As a consequence, we can see 3 kinds of caller:

Unauthenticated
Authenticated and simple user: role named user
Authenticated and key admin: role named keymanager

Data helpers for evaluation

To evaluate a decision, OPA is taking 2 kind of inputs: inputand data, where:

input describes the context ie everything that could be helpful to taken the decision: username of the caller, token, API endpoint called, etc…
data contains data useful for evaluation and to avoid hard coded. It can be, for instance, the list of role name considered as keymanager, a servers list, some authorized AMI list, etc.

These 2 inputs can be json or yaml format.

%%{init: {'theme': 'neutral', "flowchart" : { "curve" : "basis" } } }%% graph LR input("Input data") ----> OPA("Open Policies Agent service") data("Other data (static context)") ----> OPA OPA ----> Decision(["{'result':'decision'}"])

In our basic example, no external data are required to evaluate the decision, only the input.

Input format

The context needs to be described and committed between the API service and the decision (OPA) service. This means OPA obvisouly needs to know what will be the attributes to be received in order to evaluate (of course).

Here is an input example:

{
    "input": {
        "token": {
            "username": "<username>",
            "roles": [ "<role>" ]
        },
        "request": {
            "path": "/path1/path2/path3",
            "method": "GET"
        }
    },
  "scenario" : {
      "description" : "A nice description",
      "expectedResult" : true
  }
}

The role could user or keyadmin or both. Information is managed on authentication system.

The `.rego` file

The .rego file I wrote can be found here.

Here is an extract of it: the part that check the GET /<username>/keys/private call:

    default allow = false

    # Prepare the path
    pathExploded := split(input.request.path,"/")


    # Determine is the caller is the owner
    is_owner {
        input.token.username == pathExploded[1]
    }

    # Allow only owner to get its own private key
    allow {
        is_owner
        {pathExploded[2], pathExploded[3]}  == {"keys","private"}
        input.request.method == "GET"
    }

First, we define a default value to the variable allow, the one that will be interesting for us
The called path is then split, for easier use
The variable is_owner intents to be true when the caller (identified into the input) is the same as the <username> of the path
Finally, we evaluate, for a GET on <username>/keys/private, if the caller is legitimate to request that.
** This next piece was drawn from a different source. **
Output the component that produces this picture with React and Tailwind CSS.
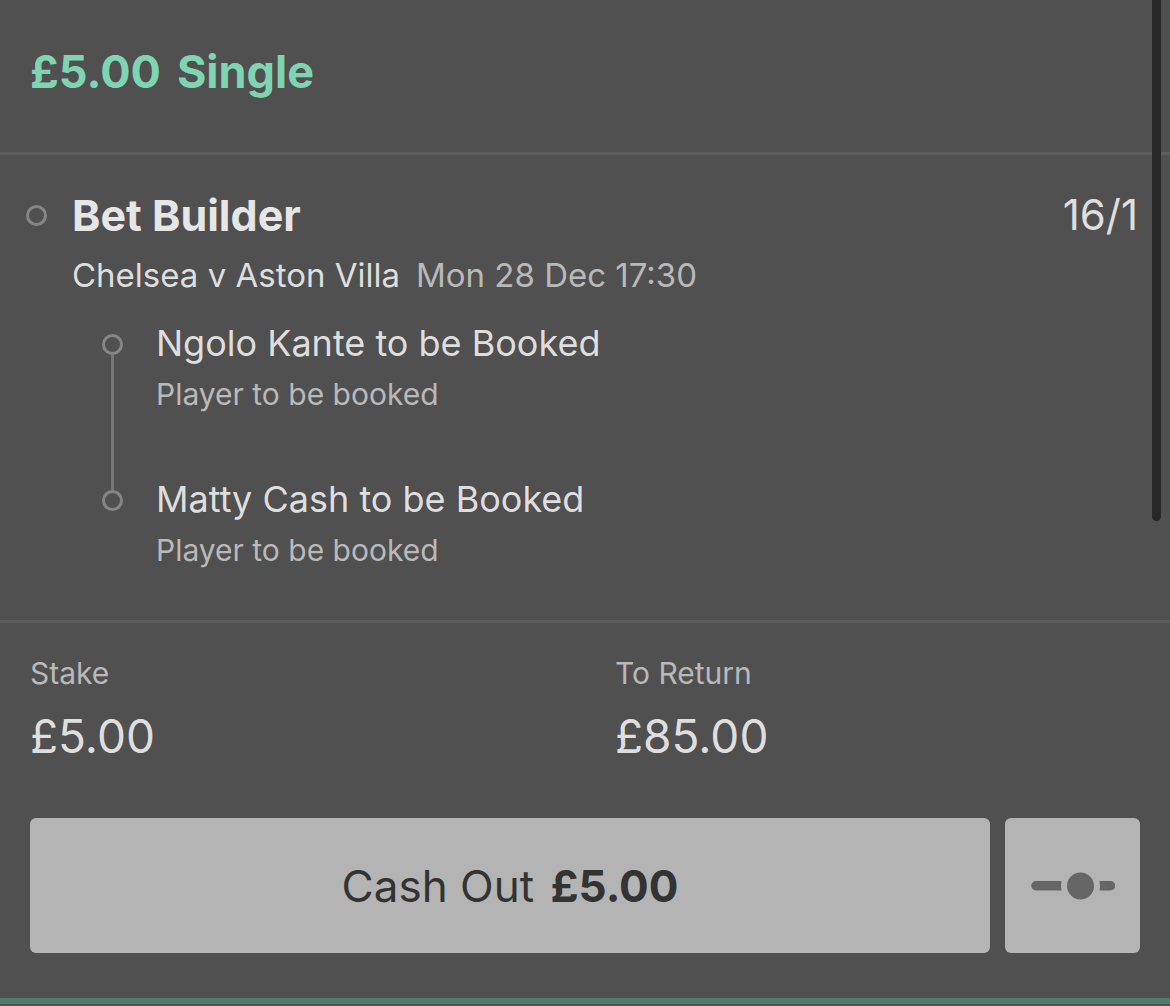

If everything succeeded, the allow variable will be then true. Otherwise, it will be false.

The input test files

I prepared some json file to be used as input. The archive file acn be found here

Scenarios
`GET /healthcheck` by a not authenticated user
`GET /arnaduga/keys/private` by `user1`
`GET /arnaduga/keys/private` by `arnaduga`
`GET /arnaduga/keys/public` by a user
`POST /arnaduga/keys` by a user
`POST /arnaduga/keys` by `arnaduga`
`DELETE /arnaduga/keys` by a user
`DELETE /arnaduga/keys` by `arnaduga`
`DELETE /arnaduga/keys` by a key manager

Additionally, in order to make it easier, I prepared a Postman Collection.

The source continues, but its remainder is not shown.